Елизавета была в шерстяном коричневом платье, старившем ее сильно, и в потертой, порядком износившейся, искусственной, под котиковую, шубе.
Кассирша, худенькая, глазастая, сидела в элегантном пальто темно-вишневого цвета с золотисто-рыжим лисьим воротником и оторочкой. Ей было лет сорок, но выглядела она очень молодо, и не мудрено, потому что всегда тщательно, даже придирчиво следила за собой. Кассирша молчала, потерянно и обреченно смотрела перед собой. Подкрашенные тушью глаза ее размазаны — плакала.
Зазвонил телефон, висевший на стене метрах в трех от стола. Елизавета поднялась, подошла к аппарату и сняла трубку.

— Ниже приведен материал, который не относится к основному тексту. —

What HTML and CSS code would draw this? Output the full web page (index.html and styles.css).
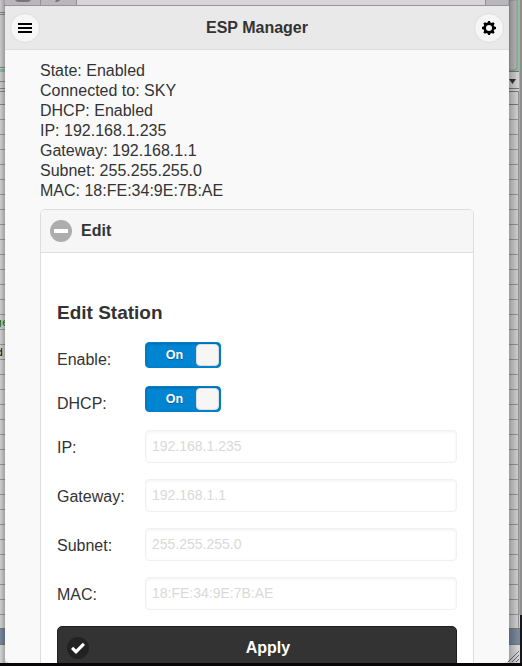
FILE: index.html
```
<!DOCTYPE html>
<html lang="en">
<head>
<meta charset="utf-8">
<title>ESP Manager</title>
<link rel="stylesheet" href="styles.css">
</head>
<body>
<svg class="desktop" width="522" height="666" aria-hidden="true">
  <defs>
    <pattern id="rows" x="0" y="119" width="522" height="15" patternUnits="userSpaceOnUse">
      <rect width="522" height="15" fill="#cecece"/><rect width="522" height="1" fill="#969696"/>
    </pattern>
    <linearGradient id="shade"><stop offset="0" stop-color="#000" stop-opacity="0"/><stop offset="1" stop-color="#000" stop-opacity=".22"/></linearGradient>
    <linearGradient id="shadeRight"><stop offset="0" stop-color="#000" stop-opacity=".24"/><stop offset="1" stop-color="#000" stop-opacity="0"/></linearGradient>
  </defs>
  <rect width="522" height="666" fill="#c9c9c9"/>
  <rect y="105" width="522" height="524" fill="url(#rows)"/>
  <path d="M0 12.500h5M0 14.500h5M0 67.500h5M0 81.500h5M0 88.500h5M0 91.500h5M0 104.500h5" stroke="#858585"/>
  <rect y="69" width="5" height="3" fill="#8fb79e"/>
  <rect x="5" width="72" height="6" fill="#b9b7b9"/>
  <rect x="77" width="408" height="6" fill="#d6d4d6"/>
  <rect x="485" width="24" height="6" fill="#b9b7b9"/>
  <path d="M40.500 0v5M76.500 0v5M485.500 0v5" stroke="#929092"/>
  <path d="M15 0h16q-1 2-4 2h-8q-3 0-4-2zM56 0h4q-1 2-5 2z" fill="#777577"/>
  <rect x="4" y="5" width="505" height="1" fill="#969496"/>
  <rect x="509" width="10" height="72" fill="#8fbd9f"/>
  <path d="M509 0h8v67q0 3-3 3h-5z" fill="#b8b8b8" stroke="#8b998f"/>
  <rect x="509" y="72" width="10" height="47" fill="#d0d0d0"/>
  <path d="M509 71.500h10M509 88.500h10M509 91.500h10M509 104.500h10" stroke="#777"/>
  <path d="M509 79h7l-3.500 5z" fill="#333"/>
  <path d="M518.500 91v538" stroke="#909090"/>
  <rect x="519" width="1" height="615" fill="#aaa"/>
  <rect x="520" width="2" height="615" fill="#8d8d8d"/>
  <rect y="629" width="520" height="15" fill="#778799"/>
  <path d="M0 628.500h520M0 644.500h520" stroke="#77797a"/>
  <rect y="645" width="520" height="18" fill="#d4d4d5"/>
  <path d="M508 662l11-11M512 662l7-7M516 662l3-3" stroke="#666"/>
  <rect width="5" height="663" fill="url(#shade)"/>
  <rect x="509" width="9" height="663" fill="url(#shadeRight)"/>
  <rect x="520" y="615" width="2" height="51" fill="#171719"/>
  <rect y="663" width="522" height="3" fill="#080607"/>
  <text class="behind green" x="-5" y="326">ge</text>
  <text class="behind" x="-4" y="356">d</text>
</svg>
<div class="window">
  <header class="bar">
    <button class="round" aria-label="Menu"><svg width="14" height="14"><path d="M0 1h14v2H0zM0 5h14v2H0zM0 9h14v2H0z" transform="translate(0 1)"/></svg></button>
    <h1>ESP Manager</h1>
    <button class="round" aria-label="Settings"><svg width="14" height="14" viewBox="0 0 14 14"><path fill-rule="evenodd" d="M14 8.100V6l-1.900-.7-.4-1 .9-1.800-1.400-1.300-1.700.8-1-.4L7.900 0H6.100l-.6 1.600-1 .4-1.700-.8-1.400 1.300.8 1.800-.4 1L0 6v2.100l1.800.7.4 1-.8 1.700 1.400 1.300 1.700-.8 1 .4.6 1.600h1.800l.6-1.600 1-.4 1.700.8 1.400-1.300-.9-1.700.4-1zM7 10a3 3 0 1 1 0-6 3 3 0 0 1 0 6z"/></svg></button>
  </header>
  <main>
    <div class="status">
      <div>State: Enabled</div><div>Connected to: SKY</div><div>DHCP: Enabled</div><div>IP: 192.168.1.235</div><div>Gateway: 192.168.1.1</div><div>Subnet: 255.255.255.0</div><div>MAC: 18:FE:34:9E:7B:AE</div>
    </div>
    <section class="card">
      <h2><span class="minus"></span>Edit</h2>
      <form>
        <h3>Edit Station</h3>
        <div class="row flip"><label>Enable:</label><div class="switch"><span>On</span><i></i></div></div>
        <div class="row flip"><label>DHCP:</label><div class="switch"><span>On</span><i></i></div></div>
        <div class="row"><label>IP:</label><div class="field">192.168.1.235</div></div>
        <div class="row"><label>Gateway:</label><div class="field">192.168.1.1</div></div>
        <div class="row"><label>Subnet:</label><div class="field">255.255.255.0</div></div>
        <div class="row"><label>MAC:</label><div class="field">18:FE:34:9E:7B:AE</div></div>
        <button class="apply" type="button"><span class="check"><svg width="14" height="14" viewBox="0 0 14 14"><path fill="#fff" d="M14 4 11.800 1.800 5 8.600 2.200 5.800 0 8l5 5z"/></svg></span><b>Apply</b></button>
      </form>
    </section>
  </main>
</div>
</body>
</html>
```
FILE: styles.css
```
* { box-sizing: border-box; }
body {
  margin: 0;
  height: 666px;
  overflow: hidden;
  padding: 6px 13px 3px 5px;
  font: 16px/20px "Liberation Sans", Arial, sans-serif;
  color: #333;
}
h1, h2, h3 { margin: 0; }
.desktop { position: absolute; left: 0; top: 0; z-index: -1; }
.behind { font: 11px "DejaVu Sans", sans-serif; fill: #111; }
.green { fill: #176b17; }
.window {
  height: 657px;
  overflow: hidden;
  background: #f9f9f9;
  border-radius: 0 0 5px 5px;
}
.bar {
  height: 44px;
  padding: 0 5px;
  display: flex;
  align-items: center;
  justify-content: space-between;
  background: #e9e9e9;
  border-bottom: 1px solid #ddd;
}
.bar h1 { font-size: 16px; line-height: 20px; padding-top: 1px; }
.round {
  width: 30px;
  height: 30px;
  padding: 0;
  border: 1px solid #ddd;
  border-radius: 50%;
  background: #f6f6f6;
  display: flex;
  align-items: center;
  justify-content: center;
}
main { padding: 11px 35px 0; }
.card {
  margin-top: 8px;
  height: 500px;
  border: 1px solid #ddd;
  border-radius: 5px 5px 0 0;
  background: #fff;
  overflow: hidden;
}
.card h2 {
  height: 43px;
  display: flex;
  align-items: center;
  gap: 9px;
  padding-left: 9px;
  font-size: 16px;
  background: #f6f6f6;
  border-bottom: 1px solid #ddd;
}
.minus {
  width: 22px;
  height: 22px;
  border-radius: 50%;
  background: #adadad;
  display: flex;
  align-items: center;
  justify-content: center;
}
.minus::before { content: ""; width: 14px; height: 4px; background: #fff; }
form { padding: 48px 16px 0; }
h3 { font-size: 19px; line-height: 23px; margin-bottom: 18px; }
.row {
  display: grid;
  grid-template-columns: 88px 1fr;
  height: 33px;
  margin-bottom: 16px;
}
.row label { padding-top: 8px; }
.flip { height: 26px; margin-bottom: 18px; }
.switch {
  width: 76px;
  height: 26px;
  padding: 1px;
  border-radius: 4px;
  background: #0085d2;
  border: 1px solid #0080cb;
  box-shadow: inset 0 1px 3px rgba(0, 0, 0, .22);
  display: flex;
  align-items: center;
  justify-content: space-between;
  color: #fff;
  font-weight: bold;
  font-size: 12.5px;
  text-shadow: 0 1px 1px #005c96;
}
.switch span { width: 49px; padding-left: 6px; text-align: center; }
.switch i {
  width: 23px;
  height: 22px;
  flex: none;
  border-radius: 4px;
  background: #f6f6f6;
  border: 1px solid #ddd;
}
.field {
  height: 33px;
  border: 1px solid #f1f1f1;
  border-radius: 4px;
  box-shadow: inset 0 1px 3px rgba(0, 0, 0, .06);
  padding: 6px;
  font-size: 14px;
  line-height: 19px;
  color: #d9d9d9;
}
.apply {
  width: 100%;
  height: 44px;
  border: 1px solid #1f1f1f;
  border-radius: 5px;
  background: #333;
  padding: 0 9px;
  display: grid;
  grid-template-columns: 22px 1fr;
  align-items: center;
  text-align: center;
  color: #fff;
  font: 16px/20px "Liberation Sans", Arial, sans-serif;
}
.check {
  width: 22px;
  height: 22px;
  border-radius: 50%;
  background: #222;
  display: flex;
  align-items: center;
  justify-content: center;
}
```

— Вахта Дома культуры слушает, — четко, по-солдатски отрапортовала женщина. — Начальницы нашей нет. Когда будет? Завтра с утра. Кино у нас сегодня, последний сеанс начался. Конечно, интересное, у нас все кино интересные.
Елизавета положила трубку и села на место.
— И звонят, и звонят… — беззлобно пробурчала она. — Сколько раз просила перенести телефон ближе к столу, так нет — на стенку прицепили. Ходи тут…
Лицо у Елизаветы было розовым, на приплюснутом утином носу появилась испарина. Уж больно давно она сидела в шубе.
— Жарко у нас сегодня. Зиму все мерзли, а теперь вот не продохнешь, а я еще сдуру свитер под шубу надела.
Кассирша по-прежнему молчала, только посмотрела как-то тихо, печально на Елизавету, точно на больную.
Вахтерша расстегнулась, вытерла платочком лицо и опять заговорила:
— Я раньше тоже сильно переживала, шутка сказать, муж бросил. Стервец, снюхался тут с одной и уехал. Перед детьми и людьми стыдно было. Бывало, ночи напролет плакала. До чего дошло — сердце стало болеть, хоть помирай, и все. Наплачусь, разволнуюсь, а оно и давай болеть, колоть под грудью. Я валерьянку да валидол в себя загоняю — не помогает. Потом давление стало подскакивать, аж в голове темнело. «Скорую» все время вызывала, в больнице месяцами лежала. По правде сказать, я уж смерти ждала как избавления. Да при таком волнении меня бы не намного хватило. Спасибо, Сергей Павлович подвернулся. Он такой мужичок невидный, худенький, с бородкой. Его тут все Исусиком звали. Он и впрямь будто какой-то навоженный был. Говорил со всеми тихо, вежливо, и все приятное. От него я ни одного матерного слова не слышала или еще какого ругательства. Он прямо врачевать души людские мог.
— Где он сейчас? — заинтересованно спросила кассирша, и с глазами ее разом что-то произошло — они будто потеплели.
— Года три назад на материк уехал. Жена у него сильно захворала, вот он и подался, — взбодренная неожиданной заинтересованностью кассирши, Елизавета теперь стала рассказывать более азартно. — Он человек был грамотный, умный. Университет кончил и еще в какой-то школе учился, уж не помню в какой, но он рассказывал. С высоких должностей сам ушел — хлопотно больно было. Платили мало, а за все ругали, потом общественные поручения донимали.
Подходит он ко мне и говорит, чего ты, милая, страдаешь, здоровье свое не бережешь, загубишь его, потом не восстановишь. Давай меня просвещать, что и как нужно сделать, чтобы счастливой быть. Говорит, мол, я новую веру изобрел, если ты ее примешь, то ни горя, ни забот не будешь знать. Я сначала над ним насмехалась, его все тут за чокнутого принимали, а потом как-то втянулась, поверила ему. И знаешь? Прошло время, давление у меня стало нормальным, сердце уж не болит, короче, оздоровела я. Тут все просто. Это на игру похоже. Играешь со своей душой и чувствами — забавляешь их приятными мыслями.
Опять пронзительно зазвонил телефон.
— Да что они, с ума посходили, звонить в такое позднее время? — весело воскликнула Елизавета, поднимаясь из-за стола.
Вновь спрашивали директрису Дома культуры. Елизавета отвечала охотно, даже чуть-чуть лихо, — нравилось ей говорить по телефону.